What the task requires:
Look through the data below and say how many of its lines contain "that", adding nothing else.

Data supplied:

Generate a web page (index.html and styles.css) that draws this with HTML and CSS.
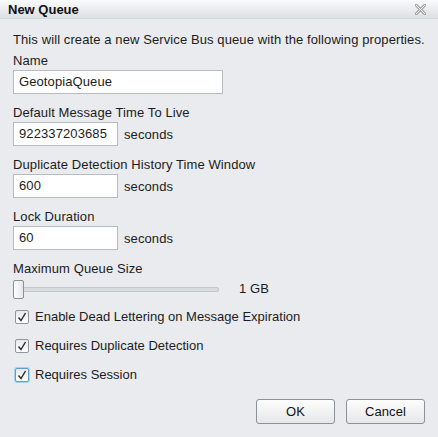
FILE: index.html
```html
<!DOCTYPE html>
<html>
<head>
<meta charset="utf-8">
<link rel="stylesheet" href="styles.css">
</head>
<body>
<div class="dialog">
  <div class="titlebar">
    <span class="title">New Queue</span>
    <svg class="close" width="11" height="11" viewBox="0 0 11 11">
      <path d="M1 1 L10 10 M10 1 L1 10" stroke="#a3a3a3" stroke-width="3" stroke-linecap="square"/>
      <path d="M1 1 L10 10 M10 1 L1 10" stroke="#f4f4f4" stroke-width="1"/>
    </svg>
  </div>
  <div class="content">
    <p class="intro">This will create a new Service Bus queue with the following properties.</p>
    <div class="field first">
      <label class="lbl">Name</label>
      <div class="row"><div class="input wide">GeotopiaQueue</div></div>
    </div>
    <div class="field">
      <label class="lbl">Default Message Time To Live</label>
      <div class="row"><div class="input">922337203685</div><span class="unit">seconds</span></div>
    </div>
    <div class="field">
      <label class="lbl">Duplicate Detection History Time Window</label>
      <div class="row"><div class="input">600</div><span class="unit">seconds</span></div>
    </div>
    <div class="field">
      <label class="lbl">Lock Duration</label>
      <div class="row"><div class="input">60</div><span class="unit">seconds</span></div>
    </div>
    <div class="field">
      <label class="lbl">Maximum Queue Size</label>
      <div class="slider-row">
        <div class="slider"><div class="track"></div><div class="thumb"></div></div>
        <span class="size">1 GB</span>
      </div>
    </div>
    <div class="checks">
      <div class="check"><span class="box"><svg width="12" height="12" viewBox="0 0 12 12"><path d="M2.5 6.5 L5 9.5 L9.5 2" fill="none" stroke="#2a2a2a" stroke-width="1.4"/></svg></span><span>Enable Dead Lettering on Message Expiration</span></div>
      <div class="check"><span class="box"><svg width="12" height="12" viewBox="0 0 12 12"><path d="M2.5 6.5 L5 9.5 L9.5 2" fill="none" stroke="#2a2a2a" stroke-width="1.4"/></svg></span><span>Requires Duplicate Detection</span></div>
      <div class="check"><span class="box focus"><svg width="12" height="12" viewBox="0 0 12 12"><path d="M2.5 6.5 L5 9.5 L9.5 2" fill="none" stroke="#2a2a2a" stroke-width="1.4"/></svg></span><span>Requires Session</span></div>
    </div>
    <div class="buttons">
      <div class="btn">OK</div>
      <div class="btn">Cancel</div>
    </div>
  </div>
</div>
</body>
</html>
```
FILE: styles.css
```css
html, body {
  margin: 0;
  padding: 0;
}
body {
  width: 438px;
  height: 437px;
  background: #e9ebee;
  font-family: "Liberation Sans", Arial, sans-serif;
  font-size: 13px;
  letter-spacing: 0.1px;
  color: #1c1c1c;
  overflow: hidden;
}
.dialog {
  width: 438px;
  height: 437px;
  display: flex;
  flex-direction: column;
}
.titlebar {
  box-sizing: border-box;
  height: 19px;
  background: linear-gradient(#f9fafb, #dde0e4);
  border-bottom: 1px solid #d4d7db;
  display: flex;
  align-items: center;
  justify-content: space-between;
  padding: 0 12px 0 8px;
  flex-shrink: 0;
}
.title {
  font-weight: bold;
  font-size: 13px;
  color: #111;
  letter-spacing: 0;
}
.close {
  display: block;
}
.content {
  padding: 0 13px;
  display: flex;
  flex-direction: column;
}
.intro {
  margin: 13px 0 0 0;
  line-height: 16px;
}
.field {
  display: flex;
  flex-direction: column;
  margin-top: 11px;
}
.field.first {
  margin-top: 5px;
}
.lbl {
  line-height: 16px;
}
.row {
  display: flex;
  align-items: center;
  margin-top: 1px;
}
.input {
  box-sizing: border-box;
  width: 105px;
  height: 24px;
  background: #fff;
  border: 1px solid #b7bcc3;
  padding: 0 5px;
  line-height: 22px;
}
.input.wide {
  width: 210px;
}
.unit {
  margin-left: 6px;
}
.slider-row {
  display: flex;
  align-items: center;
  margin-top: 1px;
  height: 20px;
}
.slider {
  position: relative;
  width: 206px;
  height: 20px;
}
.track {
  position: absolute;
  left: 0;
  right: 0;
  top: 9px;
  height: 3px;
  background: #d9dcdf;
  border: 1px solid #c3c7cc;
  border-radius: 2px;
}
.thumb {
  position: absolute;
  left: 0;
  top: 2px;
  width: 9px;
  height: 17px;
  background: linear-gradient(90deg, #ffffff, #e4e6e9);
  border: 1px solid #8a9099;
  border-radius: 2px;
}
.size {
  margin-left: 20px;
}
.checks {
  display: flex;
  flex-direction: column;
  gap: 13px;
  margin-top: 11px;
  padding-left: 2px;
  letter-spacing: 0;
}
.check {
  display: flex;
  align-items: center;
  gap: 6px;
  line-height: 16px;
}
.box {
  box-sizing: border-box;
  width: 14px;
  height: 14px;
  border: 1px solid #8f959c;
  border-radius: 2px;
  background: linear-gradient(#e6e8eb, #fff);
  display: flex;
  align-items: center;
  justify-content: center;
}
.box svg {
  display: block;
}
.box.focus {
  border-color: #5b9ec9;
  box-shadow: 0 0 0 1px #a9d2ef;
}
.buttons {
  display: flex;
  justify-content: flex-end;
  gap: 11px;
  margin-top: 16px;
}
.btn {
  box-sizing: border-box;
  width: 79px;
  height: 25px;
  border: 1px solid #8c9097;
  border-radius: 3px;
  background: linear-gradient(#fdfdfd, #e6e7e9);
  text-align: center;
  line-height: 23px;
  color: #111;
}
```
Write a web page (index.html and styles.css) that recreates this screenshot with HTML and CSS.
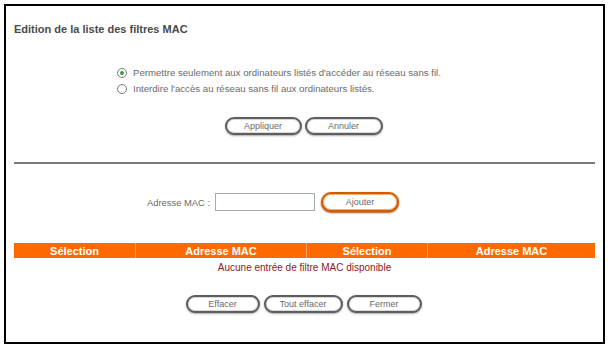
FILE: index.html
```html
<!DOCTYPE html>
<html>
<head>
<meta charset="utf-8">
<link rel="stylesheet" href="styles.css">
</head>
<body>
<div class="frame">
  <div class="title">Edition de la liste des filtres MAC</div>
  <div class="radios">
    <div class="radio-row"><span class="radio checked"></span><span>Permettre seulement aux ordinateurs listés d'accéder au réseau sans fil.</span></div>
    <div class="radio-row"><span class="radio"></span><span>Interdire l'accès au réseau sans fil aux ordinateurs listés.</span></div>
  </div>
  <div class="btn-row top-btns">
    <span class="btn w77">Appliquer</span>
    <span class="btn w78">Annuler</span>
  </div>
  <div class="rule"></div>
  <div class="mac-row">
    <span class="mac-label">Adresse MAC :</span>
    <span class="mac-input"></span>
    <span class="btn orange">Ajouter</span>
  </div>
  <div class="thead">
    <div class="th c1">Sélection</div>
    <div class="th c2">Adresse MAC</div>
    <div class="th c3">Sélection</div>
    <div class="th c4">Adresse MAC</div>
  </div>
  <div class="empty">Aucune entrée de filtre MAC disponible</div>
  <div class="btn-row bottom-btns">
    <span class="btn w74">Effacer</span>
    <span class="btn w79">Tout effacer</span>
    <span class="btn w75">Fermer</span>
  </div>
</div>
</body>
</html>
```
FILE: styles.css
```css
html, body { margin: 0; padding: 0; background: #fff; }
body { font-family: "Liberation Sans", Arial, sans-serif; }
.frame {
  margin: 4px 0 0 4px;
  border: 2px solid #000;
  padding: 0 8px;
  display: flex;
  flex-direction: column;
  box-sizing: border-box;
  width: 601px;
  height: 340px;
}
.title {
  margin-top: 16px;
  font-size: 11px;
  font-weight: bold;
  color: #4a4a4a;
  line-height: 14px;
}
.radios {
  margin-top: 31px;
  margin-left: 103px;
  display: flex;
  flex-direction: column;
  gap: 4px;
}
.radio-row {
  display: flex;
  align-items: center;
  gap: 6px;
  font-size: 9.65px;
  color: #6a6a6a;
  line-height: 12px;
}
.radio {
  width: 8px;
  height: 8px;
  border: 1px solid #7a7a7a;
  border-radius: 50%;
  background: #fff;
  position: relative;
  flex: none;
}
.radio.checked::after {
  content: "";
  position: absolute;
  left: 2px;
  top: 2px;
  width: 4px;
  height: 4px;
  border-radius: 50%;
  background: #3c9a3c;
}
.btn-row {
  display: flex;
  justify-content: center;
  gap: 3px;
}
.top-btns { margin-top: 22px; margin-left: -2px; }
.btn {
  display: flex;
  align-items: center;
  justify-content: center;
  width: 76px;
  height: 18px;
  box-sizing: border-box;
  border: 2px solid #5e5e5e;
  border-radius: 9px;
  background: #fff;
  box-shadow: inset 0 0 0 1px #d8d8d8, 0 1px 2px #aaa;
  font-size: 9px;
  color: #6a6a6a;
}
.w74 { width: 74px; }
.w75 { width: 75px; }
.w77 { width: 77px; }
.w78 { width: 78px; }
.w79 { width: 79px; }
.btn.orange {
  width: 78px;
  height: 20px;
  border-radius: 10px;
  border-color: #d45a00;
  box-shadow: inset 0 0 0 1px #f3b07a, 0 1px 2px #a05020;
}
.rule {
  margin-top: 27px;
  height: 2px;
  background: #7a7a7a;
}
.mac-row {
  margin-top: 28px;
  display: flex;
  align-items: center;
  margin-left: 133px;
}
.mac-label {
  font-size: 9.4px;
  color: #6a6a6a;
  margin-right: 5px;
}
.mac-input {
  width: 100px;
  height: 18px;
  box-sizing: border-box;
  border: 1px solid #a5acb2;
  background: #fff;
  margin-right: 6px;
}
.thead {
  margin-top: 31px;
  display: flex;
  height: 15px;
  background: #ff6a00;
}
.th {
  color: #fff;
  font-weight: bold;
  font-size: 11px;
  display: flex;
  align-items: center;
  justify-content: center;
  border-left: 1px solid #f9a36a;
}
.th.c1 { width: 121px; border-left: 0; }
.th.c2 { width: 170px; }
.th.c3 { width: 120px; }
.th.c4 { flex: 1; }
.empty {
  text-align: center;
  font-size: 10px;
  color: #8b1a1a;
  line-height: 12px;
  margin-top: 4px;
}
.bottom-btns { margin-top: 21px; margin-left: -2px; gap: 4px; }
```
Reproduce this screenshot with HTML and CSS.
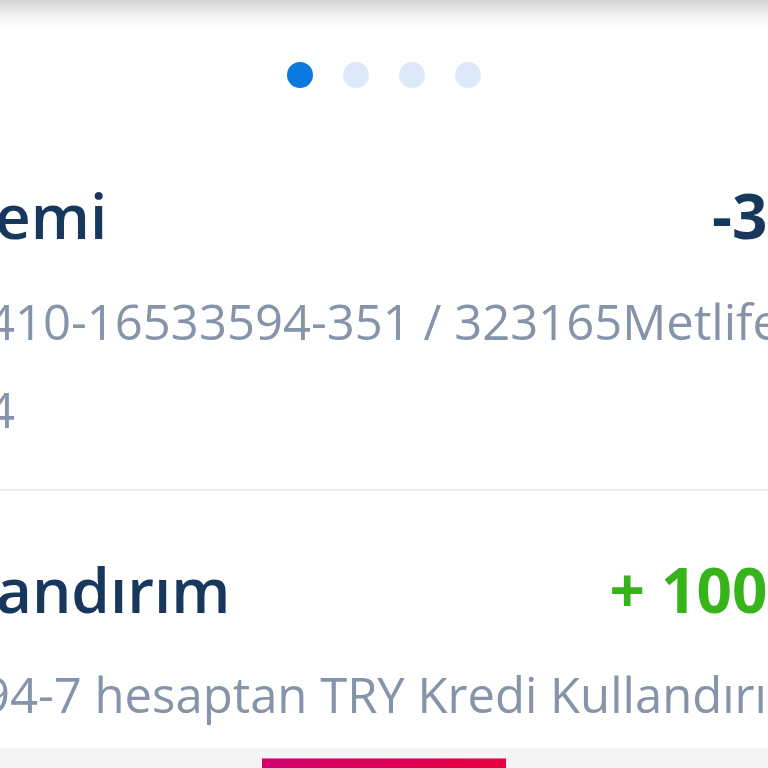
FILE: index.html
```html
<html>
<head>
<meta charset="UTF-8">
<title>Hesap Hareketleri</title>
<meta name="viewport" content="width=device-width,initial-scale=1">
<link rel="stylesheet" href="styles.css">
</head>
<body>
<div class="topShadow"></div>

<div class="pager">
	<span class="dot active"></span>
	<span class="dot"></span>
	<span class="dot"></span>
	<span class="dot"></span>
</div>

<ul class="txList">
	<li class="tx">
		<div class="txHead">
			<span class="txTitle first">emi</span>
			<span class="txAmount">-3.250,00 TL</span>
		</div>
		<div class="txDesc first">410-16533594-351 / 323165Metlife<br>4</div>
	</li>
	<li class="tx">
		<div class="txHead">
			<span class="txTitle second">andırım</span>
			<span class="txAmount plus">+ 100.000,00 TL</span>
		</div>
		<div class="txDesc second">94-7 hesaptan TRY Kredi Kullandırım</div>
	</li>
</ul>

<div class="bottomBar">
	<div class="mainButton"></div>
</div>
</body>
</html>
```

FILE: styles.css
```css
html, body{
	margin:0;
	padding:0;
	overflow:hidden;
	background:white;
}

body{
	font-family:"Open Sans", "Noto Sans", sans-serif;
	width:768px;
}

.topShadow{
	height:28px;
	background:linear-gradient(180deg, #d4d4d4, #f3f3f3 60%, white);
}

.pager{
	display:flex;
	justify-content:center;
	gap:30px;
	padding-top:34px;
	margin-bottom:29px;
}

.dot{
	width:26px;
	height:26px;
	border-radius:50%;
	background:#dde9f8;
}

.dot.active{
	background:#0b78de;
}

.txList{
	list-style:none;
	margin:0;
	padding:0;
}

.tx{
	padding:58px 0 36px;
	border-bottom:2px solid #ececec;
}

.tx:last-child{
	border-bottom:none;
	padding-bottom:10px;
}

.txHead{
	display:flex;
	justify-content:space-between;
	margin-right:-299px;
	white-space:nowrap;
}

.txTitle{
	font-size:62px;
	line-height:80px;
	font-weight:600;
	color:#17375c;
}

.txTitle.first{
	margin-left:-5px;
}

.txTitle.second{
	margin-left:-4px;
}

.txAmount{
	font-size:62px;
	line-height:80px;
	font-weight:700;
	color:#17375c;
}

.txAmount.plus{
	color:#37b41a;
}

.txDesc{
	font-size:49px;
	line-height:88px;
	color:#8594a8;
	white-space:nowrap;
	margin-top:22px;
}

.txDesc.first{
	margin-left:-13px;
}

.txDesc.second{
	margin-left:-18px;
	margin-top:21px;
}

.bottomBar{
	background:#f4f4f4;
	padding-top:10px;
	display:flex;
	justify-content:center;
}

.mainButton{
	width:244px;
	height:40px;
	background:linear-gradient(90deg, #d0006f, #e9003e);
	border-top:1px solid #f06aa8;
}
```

Task output:
2